DIFFUSIVITIES AND ATOMIC MOBILITIES IN FCC AG-CU-MG-MN ALLOYS

Ag-based alloys with existence of face-centered cubic (fee) phase have been found to possess high electrical and thermal conductivity, low light absorption. It was reported that addition of Cu, Mg and Mn in Ag-based alloys can increase the strength and resistivity and improve charge mobility of the alloys but decrease its electrical and thermal conductivity [1]. From both practical and scientific points of view, diffusion has attracted much interest in recent years for their applications in multi- component alloy designs. Recently, the diffusion controlled transformation (DICTRA) software program [2], which is operated under the CALPHAD framework has been wildly utilized to study the diffusion behavior in material and predict microstructural evolution. Such a method is focusing on the development of atomic mobilities of target alloys which are then combined with corresponding thermodynamic database to obtain diffusivities that are indispensable for computational kinetic studies. On the basis of Ag/Ag-Mg and Ag/Ag-Mn semi-infinite diffusion couples, the interdiffusion coefficients in fee phase of the Ag-Mg, and Ag-Mn alloys were measured at the temperature ranges between 873 and 1173 K by using the Sauer-Freise method [3]. Furthermore, by employing groups of bulk diffusion couples together with electron probe microanalysis technique, the composition dependence of ternary interdiffusion coefficients in Ag-rich fee Ag-Mg-Mn, Ag-Cu-Mn and Ag-Mg-Cu alloys at 873, 973 and 1073 K were determined via the Whittle and Green method.
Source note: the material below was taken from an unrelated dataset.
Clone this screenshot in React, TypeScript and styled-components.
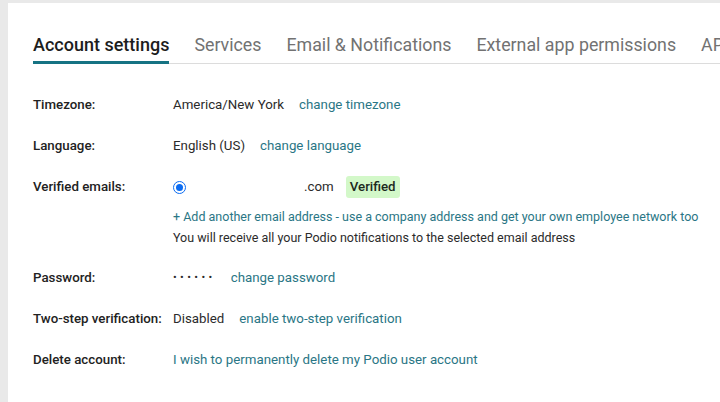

The experimental interdiffusion coefficients were critically assessed to obtain the atomic mobilities of Ag, Cu and Mg and Mn in fee Ag-Mg, Ag-Mn, Ag-Mg-Mn, Ag-Cu-Mn and Ag-Mg-Cu alloys by using the DICTRA (Diffusion Controlled TRAnsformations) software package. Finally, the experimental concentration profile in Ag-Cu-Mg-Mn quaternary alloys can be simulated based on available thermodynamic information and obtained mobilities for the fee Ag-Mg, Ag-Mn, Ag-Mg-Mn, Ag-Cu-Mn and Ag-Mg-Cu systems. Moreover, the simulated results agree in general with experimental data. This work contributes to the establishment of a Ag-based kinetic database for computational design of high thermal and high electrical conductivity silver alloys.